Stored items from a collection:
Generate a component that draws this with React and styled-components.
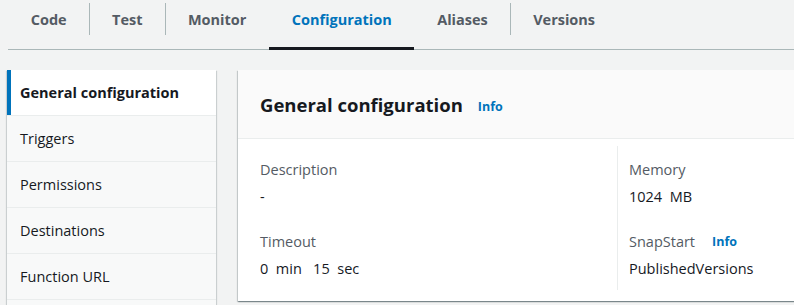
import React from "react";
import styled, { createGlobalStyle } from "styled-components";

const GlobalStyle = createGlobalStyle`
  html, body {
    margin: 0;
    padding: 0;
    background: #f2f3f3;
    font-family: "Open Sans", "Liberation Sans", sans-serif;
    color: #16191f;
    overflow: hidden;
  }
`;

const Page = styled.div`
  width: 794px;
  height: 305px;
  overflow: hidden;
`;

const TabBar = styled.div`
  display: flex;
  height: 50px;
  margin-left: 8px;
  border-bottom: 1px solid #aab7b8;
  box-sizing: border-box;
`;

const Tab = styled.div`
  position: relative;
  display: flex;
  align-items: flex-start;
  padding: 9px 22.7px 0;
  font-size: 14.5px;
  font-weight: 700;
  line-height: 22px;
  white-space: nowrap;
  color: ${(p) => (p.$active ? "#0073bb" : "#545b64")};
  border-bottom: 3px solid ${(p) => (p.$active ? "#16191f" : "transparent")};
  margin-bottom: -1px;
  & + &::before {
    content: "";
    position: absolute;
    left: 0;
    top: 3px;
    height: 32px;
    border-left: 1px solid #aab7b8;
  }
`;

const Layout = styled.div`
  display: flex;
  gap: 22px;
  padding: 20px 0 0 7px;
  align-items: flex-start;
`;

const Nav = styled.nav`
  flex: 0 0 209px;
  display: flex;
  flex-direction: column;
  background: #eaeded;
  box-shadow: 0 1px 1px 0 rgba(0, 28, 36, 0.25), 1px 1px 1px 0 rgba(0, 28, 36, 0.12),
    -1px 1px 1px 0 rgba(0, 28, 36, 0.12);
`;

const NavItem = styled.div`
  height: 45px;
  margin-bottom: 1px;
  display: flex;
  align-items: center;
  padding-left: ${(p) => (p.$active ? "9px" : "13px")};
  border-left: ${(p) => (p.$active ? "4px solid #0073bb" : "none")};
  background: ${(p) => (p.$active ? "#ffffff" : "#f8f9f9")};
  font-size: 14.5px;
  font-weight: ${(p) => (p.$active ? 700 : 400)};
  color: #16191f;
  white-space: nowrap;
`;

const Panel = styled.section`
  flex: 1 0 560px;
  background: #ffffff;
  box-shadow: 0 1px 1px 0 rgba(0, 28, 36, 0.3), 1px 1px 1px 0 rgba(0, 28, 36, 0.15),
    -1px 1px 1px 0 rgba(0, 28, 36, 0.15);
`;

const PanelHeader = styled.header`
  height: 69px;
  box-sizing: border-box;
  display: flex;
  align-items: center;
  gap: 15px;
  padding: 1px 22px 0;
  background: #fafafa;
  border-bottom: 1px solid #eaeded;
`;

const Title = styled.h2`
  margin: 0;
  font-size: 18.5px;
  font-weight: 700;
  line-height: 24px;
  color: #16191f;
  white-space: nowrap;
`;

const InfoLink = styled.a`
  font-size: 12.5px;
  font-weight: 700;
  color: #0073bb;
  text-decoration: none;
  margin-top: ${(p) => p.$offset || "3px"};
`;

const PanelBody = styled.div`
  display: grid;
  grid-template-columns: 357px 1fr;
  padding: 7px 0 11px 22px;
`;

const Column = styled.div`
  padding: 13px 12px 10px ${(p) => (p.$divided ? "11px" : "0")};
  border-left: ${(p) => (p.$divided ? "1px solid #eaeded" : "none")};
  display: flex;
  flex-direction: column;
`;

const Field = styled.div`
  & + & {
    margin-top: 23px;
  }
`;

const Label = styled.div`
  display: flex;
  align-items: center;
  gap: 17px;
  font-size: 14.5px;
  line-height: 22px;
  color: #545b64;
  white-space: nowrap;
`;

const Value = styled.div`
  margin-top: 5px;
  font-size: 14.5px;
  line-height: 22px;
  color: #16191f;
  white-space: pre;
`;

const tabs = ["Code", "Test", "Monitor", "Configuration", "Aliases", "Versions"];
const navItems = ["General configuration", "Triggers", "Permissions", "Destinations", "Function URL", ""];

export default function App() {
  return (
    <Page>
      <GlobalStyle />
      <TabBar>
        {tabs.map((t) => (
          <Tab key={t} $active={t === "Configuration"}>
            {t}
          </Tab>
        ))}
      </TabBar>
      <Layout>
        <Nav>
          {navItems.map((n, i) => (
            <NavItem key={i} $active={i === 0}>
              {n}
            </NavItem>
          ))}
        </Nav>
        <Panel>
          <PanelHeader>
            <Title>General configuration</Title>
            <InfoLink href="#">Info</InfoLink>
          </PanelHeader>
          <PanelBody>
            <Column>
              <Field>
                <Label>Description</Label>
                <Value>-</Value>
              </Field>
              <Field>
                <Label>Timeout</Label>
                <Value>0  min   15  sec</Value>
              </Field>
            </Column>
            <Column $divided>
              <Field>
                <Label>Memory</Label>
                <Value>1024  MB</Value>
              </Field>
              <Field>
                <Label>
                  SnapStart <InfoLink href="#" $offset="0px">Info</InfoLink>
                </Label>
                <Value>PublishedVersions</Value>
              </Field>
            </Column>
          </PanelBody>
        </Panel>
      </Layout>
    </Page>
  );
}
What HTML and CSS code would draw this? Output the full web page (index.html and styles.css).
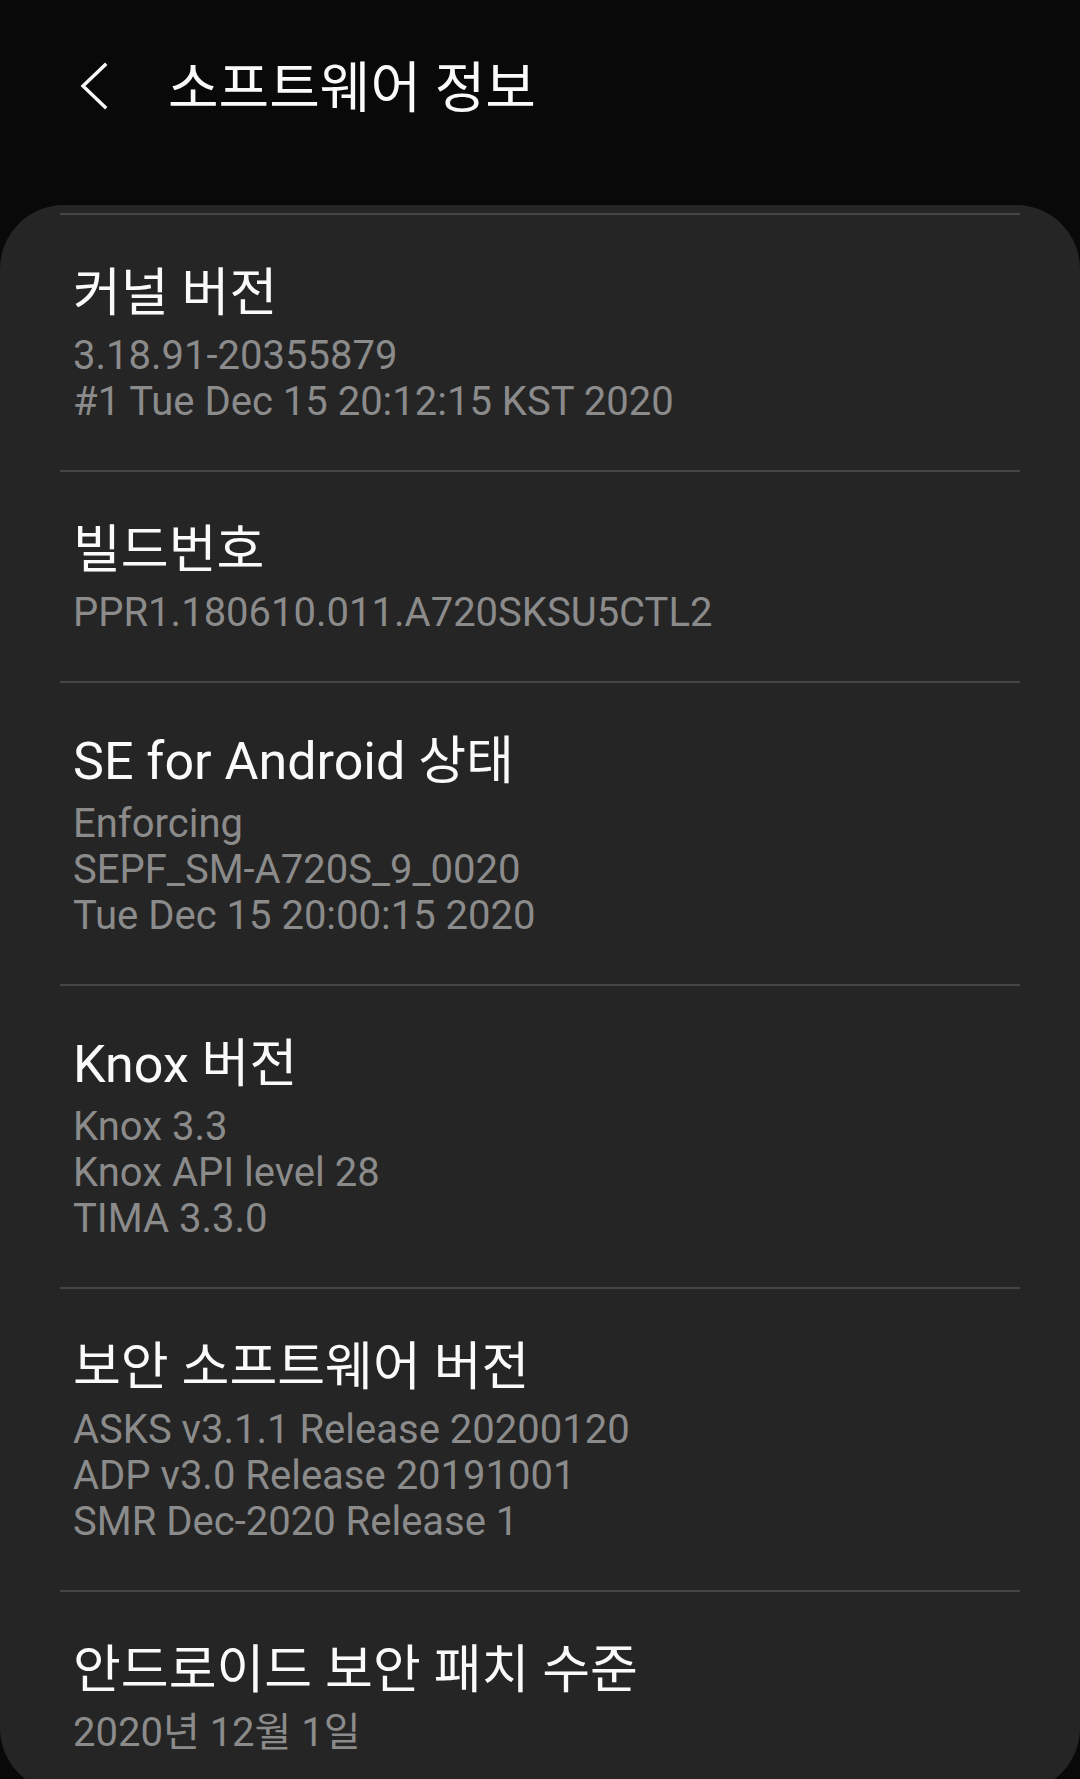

Problem statement
Select the lines from the entries that include the word "this".

Written reply
Generate a component that draws this with React and styled-components.
What HTML and CSS code would draw this? Output the full web page (index.html and styles.css).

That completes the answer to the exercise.